It is not so easy - as others have stated, much of the arable land is currently used for agriculture, and the conversion of forest to farmland continues at a rapid pace in much of the less developed parts of the world. The socio-economic conditions in the third world are such that stopping the deforestation would be difficult and expensive.
In many other areas, natural fire regimes cycle the carbon back into the atmosphere, preventing significant buildups of vegetative biomass.
In the drier areas of North America, there are significant, on-going reductions in fixed biomass as invasive, non-native annual grasses convert 50-500 year fire cycles into 1-5 year fire cycles. Essentially, the desert areas once dominated by blackbrush, Joshua tree, and other native woody brush species are being replaced by non-native annual grass; areas had no documented wildfire prior to 1990 have had four or five wildfires since then, as the grass comes into dominance. The lower treeline for Pinyon-Juniper forest is creeping up, as the lower elevations also fall victim to the brome grass induced changes in fire cycles. So, no biomass carbon sequestration there.
Recent publications are also describing the effects that short-term climate induced droughts have on forest types in Arizona, New Mexico, and Colorado. They are documenting significant forest dieback, with associated fires like the ones that Colorado experienced earlier this summer.

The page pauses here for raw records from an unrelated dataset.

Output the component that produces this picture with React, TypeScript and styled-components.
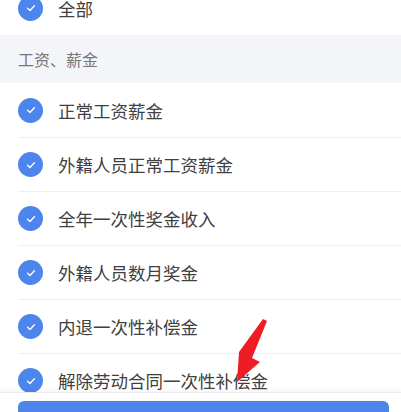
import React from 'react';
import styled, { createGlobalStyle } from 'styled-components';

const GlobalStyle = createGlobalStyle`
  html, body {
    margin: 0;
    padding: 0;
    background: #fff;
    overflow: hidden;
  }
  body {
    font-family: "Noto Sans CJK SC", "Noto Sans", sans-serif;
  }
`;

interface Group {
  title?: string;
  items: string[];
}

const groups: Group[] = [
  { items: ['全部'] },
  {
    title: '工资、薪金',
    items: [
      '正常工资薪金',
      '外籍人员正常工资薪金',
      '全年一次性奖金收入',
      '外籍人员数月奖金',
      '内退一次性补偿金',
      '解除劳动合同一次性补偿金',
    ],
  },
];

function CheckIcon() {
  return (
    <Check>
      <svg width="12" height="12" viewBox="0 0 12 12">
        <path d="M2.6 6.2 L5 8.4 L9.4 3.8" fill="none" stroke="#fff" strokeWidth="1.4" strokeLinecap="round" strokeLinejoin="round" />
      </svg>
    </Check>
  );
}

function App() {
  return (
    <Page>
      <GlobalStyle />
      <Scroller>
        <List>
          {groups.map((group, gi) => (
            <React.Fragment key={gi}>
              {group.title && <SectionTitle>{group.title}</SectionTitle>}
              {group.items.map((item, i) => (
                <Row key={item} $first={i === 0}>
                  <CheckIcon />
                  <Label>{item}</Label>
                </Row>
              ))}
            </React.Fragment>
          ))}
        </List>
      </Scroller>
      <Footer>
        <ConfirmButton aria-label="确定" />
      </Footer>
      <Annotation width="401" height="412" viewBox="0 0 401 412">
        <polygon points="263,319 267,321 252,358 260,362 237,382 239,352" fill="#ee1c25" />
      </Annotation>
    </Page>
  );
}

export default App;

const Page = styled.div`
  position: relative;
  width: 401px;
  height: 412px;
  display: flex;
  flex-direction: column;
  overflow: hidden;
  background: #fff;
`;

const Scroller = styled.div`
  flex: 1;
  overflow: hidden;
`;

const List = styled.div`
  margin-top: -19px;
  display: flex;
  flex-direction: column;
`;

const SectionTitle = styled.div`
  height: 48px;
  display: flex;
  align-items: center;
  padding-left: 18px;
  background: #f4f5f8;
  color: #777;
  font-size: 16px;
`;

const Row = styled.div<{ $first: boolean }>`
  margin-left: 18px;
  display: flex;
  align-items: center;
  gap: 15px;
  border-top: ${(p) => (p.$first ? 'none' : '1px solid #eeeff2')};
  height: ${(p) => (p.$first ? '54px' : '53px')};
`;

const Check = styled.span`
  width: 25px;
  height: 25px;
  border-radius: 50%;
  background: #4c86ec;
  display: flex;
  align-items: center;
  justify-content: center;
  flex-shrink: 0;
`;

const Label = styled.span`
  font-size: 17.5px;
  color: #404040;
  white-space: nowrap;
`;

const Footer = styled.div`
  height: 20px;
  flex-shrink: 0;
  padding: 8px 12px 0 18px;
  box-sizing: border-box;
  background: #fff;
  border-top: 1px solid #ececee;
  box-shadow: 0 -2px 4px rgba(0, 0, 0, 0.04);
  overflow: hidden;
  position: relative;
`;

const ConfirmButton = styled.button`
  display: block;
  width: 100%;
  height: 44px;
  border: none;
  border-radius: 6px;
  background: #4d86e8;
`;

const Annotation = styled.svg`
  position: absolute;
  left: 0;
  top: 0;
  pointer-events: none;
`;
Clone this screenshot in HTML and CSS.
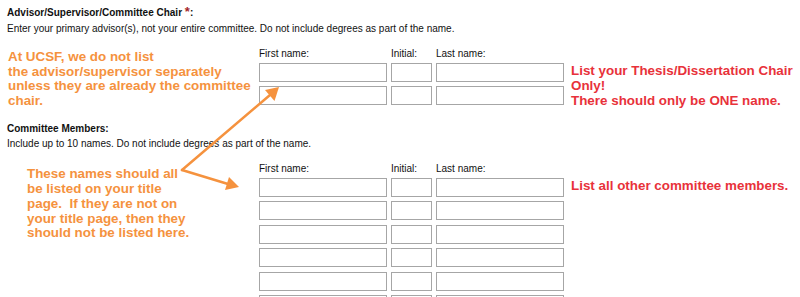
FILE: index.html
```html
<!DOCTYPE html>
<html lang="en">
<head>
    <meta charset="UTF-8">
    <meta name="viewport" content="width=device-width, initial-scale=1.0">
    <title>Committee</title>
    <link rel="stylesheet" href="styles.css">
</head>
<body>
    <div class="page">
        <!-- Chair -->
        <div class="section section-chair">
            <h3 class="field-title">Advisor/Supervisor/Committee Chair <span class="req">*</span>:</h3>
            <p class="field-help">Enter your primary advisor(s), not your entire committee. Do not include degrees as part of the name.</p>

            <div class="field-row">
                <div class="note-orange note-chair">At UCSF, we do not list<br>the advisor/supervisor separately<br>unless they are already the committee<br>chair.</div>
                <div class="names">
                    <span class="lbl">First name:</span>
                    <span class="lbl">Initial:</span>
                    <span class="lbl">Last name:</span>
                    <input type="text"><input type="text"><input type="text">
                    <input type="text"><input type="text"><input type="text">
                </div>
                <div class="note-red">List your Thesis/Dissertation Chair<br>Only!<br>There should only be ONE name.</div>
            </div>
        </div>

        <!-- Members -->
        <div class="section section-members">
            <h3 class="field-title">Committee Members:</h3>
            <p class="field-help">Include up to 10 names. Do not include degrees as part of the name.</p>

            <div class="field-row">
                <div class="note-orange note-members">These names should all<br>be listed on your title<br>page.&nbsp; If they are not on<br>your title page, then they<br>should not be listed here.</div>
                <div class="names">
                    <span class="lbl">First name:</span>
                    <span class="lbl">Initial:</span>
                    <span class="lbl">Last name:</span>
                    <input type="text"><input type="text"><input type="text">
                    <input type="text"><input type="text"><input type="text">
                    <input type="text"><input type="text"><input type="text">
                    <input type="text"><input type="text"><input type="text">
                    <input type="text"><input type="text"><input type="text">
                    <input type="text"><input type="text"><input type="text">
                </div>
                <div class="note-red">List all other committee members.</div>
            </div>
        </div>

        <!-- annotation arrows -->
        <svg class="arrows" width="800" height="297" viewBox="0 0 800 297">
            <g stroke="#f5923e" stroke-width="2.5" stroke-linecap="round" fill="none">
                <line x1="182" y1="170" x2="270" y2="95"/>
                <line x1="182" y1="170" x2="228" y2="184"/>
            </g>
            <g fill="#f5923e">
                <polygon points="279,87 274.5,101 265,90"/>
                <polygon points="239,187 225,190 229,177"/>
            </g>
        </svg>
    </div>
</body>
</html>
```

FILE: styles.css
```css
body {
    margin: 0;
    padding: 0;
    background-color: #fff;
    font-family: "Liberation Sans", Arial, sans-serif;
    color: #111;
}

.page {
    position: relative;
    width: 800px;
    height: 297px;
    overflow: hidden;
    padding-left: 7px;
    box-sizing: border-box;
}

.field-title {
    margin: 0;
    font-size: 10px;
    line-height: 12px;
    font-weight: bold;
}

.field-title .req {
    color: #a51f2a;
    font-size: 13px;
}

.field-help {
    margin: 4px 0 0;
    font-size: 10px;
    line-height: 12px;
}

.section-chair {
    padding-top: 6px;
}

.section-members {
    margin-top: 15px;
}

.section-members .field-help {
    margin-top: 3px;
}

.field-row {
    display: flex;
    align-items: flex-start;
    margin-top: 13px;
}

.note-orange {
    color: #f5923e;
    font-size: 13.4px;
    line-height: 14.6px;
    font-weight: bold;
    box-sizing: border-box;
    width: 252px;
}

.note-chair {
    padding-left: 1px;
    margin-top: 2px;
}

.note-members {
    padding-left: 20px;
    margin-top: 4px;
    line-height: 14.75px;
}

.names {
    display: grid;
    grid-template-columns: 128px 41px 128px;
    column-gap: 4px;
    row-gap: 4.5px;
}

.lbl {
    font-size: 10px;
    line-height: 12px;
    margin-bottom: -2px;
}

.names input {
    box-sizing: border-box;
    height: 19px;
    margin: 0;
    padding: 0 3px;
    border: 1px solid #a6a6a6;
    background-color: #fff;
}

.note-red {
    margin-left: 7px;
    margin-top: 15px;
    color: #e8323a;
    font-size: 13.4px;
    line-height: 15px;
    font-weight: bold;
}

.arrows {
    position: absolute;
    left: 0;
    top: 0;
    pointer-events: none;
}
```
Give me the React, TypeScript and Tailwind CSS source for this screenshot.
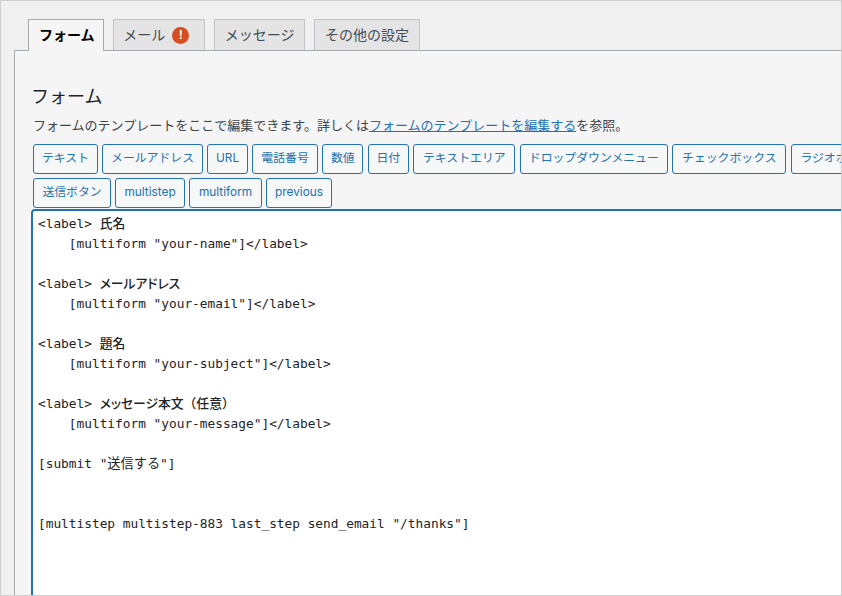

In a nutshell - the climate is changing. Forest systems may eventually adapt as the various species shift their distributions to match the new climate. However, it is a slow process and an unfortunate first step in that process tends to be stand replacement wildfires. In much of North America, the conversion may not complete as invasive species interrupt the process and induce rapid cycling of wildfire, resulting in a net loss of biomass.